The Fishbein Workshop in the History, Philosophy, and Sociology of Science presents:
Brandon Sward
(UChicago)
The Colonization of Media
*Friday, December 2nd at 12:00 pm*
Harper Memorial 130
The paper is here (password: hhspaper@12)
ABSTRACT:
One of the most successful ethnographies of the past few decades, Mitch Duneier’s Sidewalk, contains a series of photographs by Ovie Carter. Duneier examines the lives of the book vendors in exhaustive detail. Yet, Duneier devotes no space to Carter’s pictures, peppering them throughout like mere illustrations, whose meaning is so obvious it doesn’t need to be analyzed but can be ascertained at a glance. How might we explain this tendency to treat the visual as so radically different from all other species of data? It certainly can’t be the case that social scientists are simply uncomfortable or inexperienced, given that they’ve engaged with images since the inception of the discipline. My dissertation suggests that the answer to these questions have deeper temporal roots than we might assume. More specifically, I consider the impact of colonization on the creation and use of images, specifically as this connection manifests in the work of European social scientists. I focus on Franz Boas, Claude Lévi-Strauss, and Pierre Bourdieu, all of whom made many photographs while conducting fieldwork in Indigenous communities early on in their lives and who also went on to engage with many other visual mediums. I find a predisposition to see images created through lens-based technologies as what I call “self-evident” images, capable of becoming data without attention to their mediated character.

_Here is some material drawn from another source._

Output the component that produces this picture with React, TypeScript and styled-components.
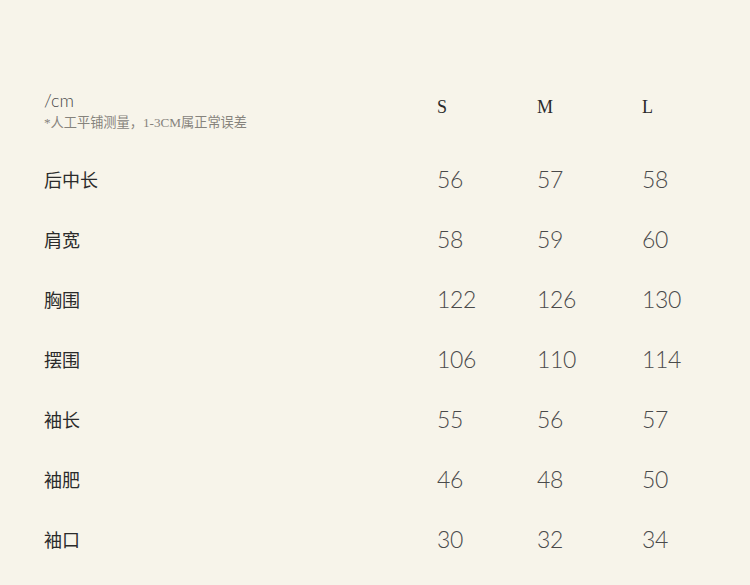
import React from 'react';
import styled, { createGlobalStyle } from 'styled-components';

const GlobalStyle = createGlobalStyle`
  html, body {
    margin: 0;
    padding: 0;
    background: #f7f4ea;
  }
`;

const Page = styled.div`
  width: 750px;
  height: 585px;
  box-sizing: border-box;
  padding: 89px 0 0 44px;
  background: #f7f4ea;
  overflow: hidden;
`;

const Table = styled.div`
  display: grid;
  grid-template-columns: 393px 100px 105px 1fr;
  grid-auto-rows: 60px;
  grid-template-rows: 60px;
  align-items: center;
`;

const UnitCell = styled.div`
  align-self: start;
  display: flex;
  flex-direction: column;
`;

const Unit = styled.div`
  font-family: Lato, "Noto Sans", sans-serif;
  font-weight: 300;
  font-size: 18px;
  line-height: 22px;
  color: #4a4a4a;
`;

const Note = styled.div`
  font-family: "Liberation Serif", "Noto Sans CJK SC", serif;
  font-size: 13.2px;
  line-height: 18px;
  color: #86837c;
  margin-top: 3px;
`;

const SizeHead = styled.div`
  align-self: start;
  padding-top: 7px;
  font-family: "Liberation Serif", serif;
  font-size: 18px;
  line-height: 22px;
  color: #2a2a2a;
`;

const Label = styled.div`
  font-family: "Noto Sans CJK SC", sans-serif;
  font-size: 18px;
  color: #2b2b2b;
`;

const Value = styled.div`
  font-family: Lato, "Noto Sans", sans-serif;
  font-weight: 300;
  font-size: 23px;
  letter-spacing: -0.4px;
  color: #4a4a4a;
`;

const rows: [string, number[]][] = [
  ['后中长', [56, 57, 58]],
  ['肩宽', [58, 59, 60]],
  ['胸围', [122, 126, 130]],
  ['摆围', [106, 110, 114]],
  ['袖长', [55, 56, 57]],
  ['袖肥', [46, 48, 50]],
  ['袖口', [30, 32, 34]],
];

const App: React.FC = () => (
  <>
    <GlobalStyle />
    <Page>
      <Table>
        <UnitCell>
          <Unit>/cm</Unit>
          <Note>*人工平铺测量，1-3CM属正常误差</Note>
        </UnitCell>
        <SizeHead>S</SizeHead>
        <SizeHead>M</SizeHead>
        <SizeHead>L</SizeHead>
        {rows.map(([name, vals]) => (
          <React.Fragment key={name}>
            <Label>{name}</Label>
            {vals.map((v, i) => (
              <Value key={i}>{v}</Value>
            ))}
          </React.Fragment>
        ))}
      </Table>
    </Page>
  </>
);

export default App;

Having established such a link vis-à-vis photography, I then turn to how Lévi-Strauss and Bourdieu discuss painting. Far from viewing this medium as similarly self-evident and hence without need for a specifically mediatic interpretation, they produce at times exhaustively detailed readings of paintings that refuse to reduce that medium to some more fundamental social reality. Rather than attribute these differences to the technology of image making, I offer an alternative that emphasizes their experiences photographing Indigenous peoples. Since at least Durkheim, Indigenous cultures were seen to be simpler than modern societies, a bias which encouraged the idea they could be captured through photography in a way these thinkers wouldn’t believe their own cultures could be.